The large watercooling unit is definitely the highlight of the ASUS STRIX OC. It comes pre-filled and is maintenance-free, so you don't have to worry about it in any way, other than finding a spot for its installation in your case. ASUS didn't go completely passive for their graphics card, relying only on the watercooling unit. The card also has a slow-running fan, which provides airflow to cool the VRM circuitry. Memory chips and graphics processor are cooled by water. On our sample, I noticed that three memory chips are missing thermal pads, I guess someone simply forgot placing those in the rush leading up to this launch. I've notified ASUS, I'm sure they'll fix this for the main production run. The watercooling unit itself looks very solid and has plenty of bling due to adjustable RGB lighting in the radiator. I only wish the cables going to the radiator were organized a bit more neatly.

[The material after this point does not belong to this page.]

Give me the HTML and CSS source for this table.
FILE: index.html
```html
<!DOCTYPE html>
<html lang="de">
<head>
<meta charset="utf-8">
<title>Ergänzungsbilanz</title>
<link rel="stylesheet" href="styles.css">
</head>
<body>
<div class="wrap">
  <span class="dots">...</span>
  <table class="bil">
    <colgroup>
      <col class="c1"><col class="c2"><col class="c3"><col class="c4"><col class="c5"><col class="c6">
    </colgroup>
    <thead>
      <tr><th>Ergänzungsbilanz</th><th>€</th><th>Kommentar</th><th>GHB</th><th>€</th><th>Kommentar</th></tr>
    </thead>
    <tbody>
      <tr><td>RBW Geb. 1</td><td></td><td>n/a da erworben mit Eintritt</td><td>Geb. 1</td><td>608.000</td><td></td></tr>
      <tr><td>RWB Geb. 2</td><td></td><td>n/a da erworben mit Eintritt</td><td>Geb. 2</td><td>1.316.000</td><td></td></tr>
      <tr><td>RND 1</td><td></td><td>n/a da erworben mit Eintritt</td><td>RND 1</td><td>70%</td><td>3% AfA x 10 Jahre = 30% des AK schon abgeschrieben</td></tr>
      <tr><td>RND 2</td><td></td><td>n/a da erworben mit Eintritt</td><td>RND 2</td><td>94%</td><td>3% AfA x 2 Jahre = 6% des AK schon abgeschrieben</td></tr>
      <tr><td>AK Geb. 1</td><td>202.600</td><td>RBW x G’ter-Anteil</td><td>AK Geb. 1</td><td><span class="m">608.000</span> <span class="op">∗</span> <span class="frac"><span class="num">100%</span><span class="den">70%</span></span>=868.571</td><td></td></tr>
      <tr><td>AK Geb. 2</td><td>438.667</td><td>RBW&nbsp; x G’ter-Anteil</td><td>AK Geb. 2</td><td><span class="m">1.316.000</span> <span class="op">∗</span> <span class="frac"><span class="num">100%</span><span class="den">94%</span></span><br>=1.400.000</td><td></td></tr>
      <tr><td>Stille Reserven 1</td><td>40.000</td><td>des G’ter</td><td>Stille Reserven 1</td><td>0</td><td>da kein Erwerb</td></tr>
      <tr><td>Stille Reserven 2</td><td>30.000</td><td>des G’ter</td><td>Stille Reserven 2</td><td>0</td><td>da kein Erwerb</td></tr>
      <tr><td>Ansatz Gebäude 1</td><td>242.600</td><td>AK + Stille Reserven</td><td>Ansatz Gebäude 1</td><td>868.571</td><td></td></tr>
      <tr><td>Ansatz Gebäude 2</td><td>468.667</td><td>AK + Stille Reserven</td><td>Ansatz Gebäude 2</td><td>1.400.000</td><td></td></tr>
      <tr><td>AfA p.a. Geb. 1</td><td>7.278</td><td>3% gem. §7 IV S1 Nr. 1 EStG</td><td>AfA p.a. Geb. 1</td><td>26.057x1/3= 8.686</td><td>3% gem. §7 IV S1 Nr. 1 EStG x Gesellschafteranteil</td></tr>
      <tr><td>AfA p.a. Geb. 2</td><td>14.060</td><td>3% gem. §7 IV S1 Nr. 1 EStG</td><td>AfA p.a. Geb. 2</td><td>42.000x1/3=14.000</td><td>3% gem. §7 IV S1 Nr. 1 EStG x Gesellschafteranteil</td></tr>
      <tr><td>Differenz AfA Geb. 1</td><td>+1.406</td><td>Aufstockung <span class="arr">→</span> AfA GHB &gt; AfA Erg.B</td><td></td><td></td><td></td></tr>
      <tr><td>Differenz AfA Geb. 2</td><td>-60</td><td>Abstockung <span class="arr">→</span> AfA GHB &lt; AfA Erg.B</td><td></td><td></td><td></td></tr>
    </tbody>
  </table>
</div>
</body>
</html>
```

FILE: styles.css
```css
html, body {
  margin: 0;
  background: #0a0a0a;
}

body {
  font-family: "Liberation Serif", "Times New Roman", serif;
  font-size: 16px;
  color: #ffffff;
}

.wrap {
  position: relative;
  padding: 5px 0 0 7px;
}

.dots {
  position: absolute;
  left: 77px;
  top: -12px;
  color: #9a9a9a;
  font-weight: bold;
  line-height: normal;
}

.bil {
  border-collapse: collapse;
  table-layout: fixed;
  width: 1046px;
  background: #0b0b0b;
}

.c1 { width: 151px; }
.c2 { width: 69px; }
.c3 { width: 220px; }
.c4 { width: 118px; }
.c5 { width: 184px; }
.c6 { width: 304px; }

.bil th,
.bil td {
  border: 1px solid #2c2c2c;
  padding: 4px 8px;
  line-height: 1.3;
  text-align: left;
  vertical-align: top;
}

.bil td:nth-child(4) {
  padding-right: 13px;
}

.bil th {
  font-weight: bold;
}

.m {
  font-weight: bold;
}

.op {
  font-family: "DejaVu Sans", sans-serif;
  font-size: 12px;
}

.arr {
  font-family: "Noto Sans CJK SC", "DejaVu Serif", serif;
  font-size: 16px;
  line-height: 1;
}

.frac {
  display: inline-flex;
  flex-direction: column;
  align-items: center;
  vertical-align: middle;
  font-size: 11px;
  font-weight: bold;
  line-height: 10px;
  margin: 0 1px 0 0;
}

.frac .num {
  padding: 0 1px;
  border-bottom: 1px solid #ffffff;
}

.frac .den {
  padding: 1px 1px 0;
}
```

Performance of the cooler is top-notch. In our new apples-to-apples heatsink testing, we found that it is slightly better than even the NVIDIA GeForce RTX 3090 cooler. On the other hand, this means it is "just a bit better than the best aircooling." Temperatures are outstanding, just 57°C under load is impossible to achieve with any air cooler on the RX 6800 XT. Noise levels are also very good, almost whisper quiet at 31 dBA, but that's only the same noise level as the AMD reference design. It seems ASUS focused more on temperatures than noise levels. Other air-cooled RX 6800 XT cards tested today actually end up a little bit quieter at 30 dBA. Given the excellent cooler, which is much better than those of other cards tested today, I feel like this is a missed opportunity, to provide significant noise-level improvements that other cards can't keep up with. Should you want more cooling power, the dual BIOS feature lets you activate the "Performance" BIOS, which runs the same clocks and power limit, but dials up the fan curve some more. In this mode, the card is much noisier: 34 dBA with 5°C better temperatures. I'm not seeing any reason for such a noise increase, 5°C really makes no difference for anything.

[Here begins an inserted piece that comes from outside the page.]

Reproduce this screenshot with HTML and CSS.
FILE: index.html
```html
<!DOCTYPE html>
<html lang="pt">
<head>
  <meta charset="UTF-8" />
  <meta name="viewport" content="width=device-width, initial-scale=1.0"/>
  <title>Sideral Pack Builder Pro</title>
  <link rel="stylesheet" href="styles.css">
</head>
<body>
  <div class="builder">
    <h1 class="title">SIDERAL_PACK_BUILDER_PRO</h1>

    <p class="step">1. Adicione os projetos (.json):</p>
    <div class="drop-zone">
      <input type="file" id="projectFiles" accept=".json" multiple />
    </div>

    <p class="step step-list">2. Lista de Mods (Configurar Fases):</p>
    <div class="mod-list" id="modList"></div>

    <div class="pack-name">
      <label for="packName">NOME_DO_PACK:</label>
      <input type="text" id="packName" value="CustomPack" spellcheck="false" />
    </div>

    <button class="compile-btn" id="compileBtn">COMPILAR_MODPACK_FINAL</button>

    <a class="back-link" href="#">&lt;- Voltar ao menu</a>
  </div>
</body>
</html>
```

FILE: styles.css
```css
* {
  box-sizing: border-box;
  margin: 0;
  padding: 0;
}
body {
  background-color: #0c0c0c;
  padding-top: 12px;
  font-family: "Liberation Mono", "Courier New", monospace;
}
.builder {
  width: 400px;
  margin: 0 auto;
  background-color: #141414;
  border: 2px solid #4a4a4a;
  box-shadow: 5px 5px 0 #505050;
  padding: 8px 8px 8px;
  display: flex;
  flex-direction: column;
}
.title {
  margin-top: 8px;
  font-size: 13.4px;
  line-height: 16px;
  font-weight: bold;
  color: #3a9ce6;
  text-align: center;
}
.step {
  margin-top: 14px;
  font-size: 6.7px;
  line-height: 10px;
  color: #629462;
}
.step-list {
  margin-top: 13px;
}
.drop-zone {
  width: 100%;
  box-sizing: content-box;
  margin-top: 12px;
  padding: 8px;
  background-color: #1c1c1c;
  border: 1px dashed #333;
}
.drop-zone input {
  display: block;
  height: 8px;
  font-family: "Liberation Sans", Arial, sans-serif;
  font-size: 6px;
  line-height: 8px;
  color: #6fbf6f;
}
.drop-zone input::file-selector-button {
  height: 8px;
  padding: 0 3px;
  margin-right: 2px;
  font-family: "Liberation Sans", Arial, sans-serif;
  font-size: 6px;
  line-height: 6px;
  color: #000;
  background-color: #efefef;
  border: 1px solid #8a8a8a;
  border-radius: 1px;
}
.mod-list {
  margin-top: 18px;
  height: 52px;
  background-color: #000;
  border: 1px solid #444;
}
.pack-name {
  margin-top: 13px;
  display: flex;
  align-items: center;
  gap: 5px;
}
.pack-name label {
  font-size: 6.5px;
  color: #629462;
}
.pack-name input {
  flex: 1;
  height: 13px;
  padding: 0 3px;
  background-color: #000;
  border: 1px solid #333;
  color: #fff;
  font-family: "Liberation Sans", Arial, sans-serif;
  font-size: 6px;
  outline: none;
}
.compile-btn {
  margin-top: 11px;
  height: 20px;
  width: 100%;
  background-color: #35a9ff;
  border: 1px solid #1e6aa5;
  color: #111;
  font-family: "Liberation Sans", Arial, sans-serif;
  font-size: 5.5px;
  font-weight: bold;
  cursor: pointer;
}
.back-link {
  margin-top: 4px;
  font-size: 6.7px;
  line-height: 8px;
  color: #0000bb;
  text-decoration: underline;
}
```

Overclocking yielded spectacular results on the RX 6800 XT STRIX. Much better than I could have imagined, better than anything I've seen on Radeon in recent years. I almost maxed out the GPU frequency slider, and reached over 2.7 GHz actual GPU frequency in the end... 2.7 GHz—crazy. Real-life performance gains are solid too. While other custom designs reached 238 FPS, the ASUS card achieved 249 FPS, an unusually big improvement.
AMD surprised us with the power efficiency of their new Navi 21 RDNA 2 graphics processor, beating even NVIDIA's Ampere lineup. Despite the large factory overclock, ASUS did not go overboard with power consumption. It's 24 W higher for 4% performance gained, a very reasonable tradeoff. The maximum power limit has been increased, too, so AMD's Boost algorithm can boost higher for longer.
Pricing is not pretty. ASUS is pricing this card at $900, which really is a lot of money—$250 higher than the AMD reference which retails for $650. If you are a hardcore overclocker and want to play with OCs all day then this card could still be worth it for its massive overclocking headroom. For gamers, I'm not so convinced. $250 for 4% out of the box performance really isn't worth it. Even if you take into account overclocking, you're now at a price point that's much higher than any RTX 3080 out there, matching the upcoming RX 6900 XT. Prices are so crazy right now, and there's pretty much no stock of anything. People seem to be willing to pay anything to jump on the Ampere or RDNA 2 train, so I'm sure ASUS will sell all their cards instantly, no matter the price.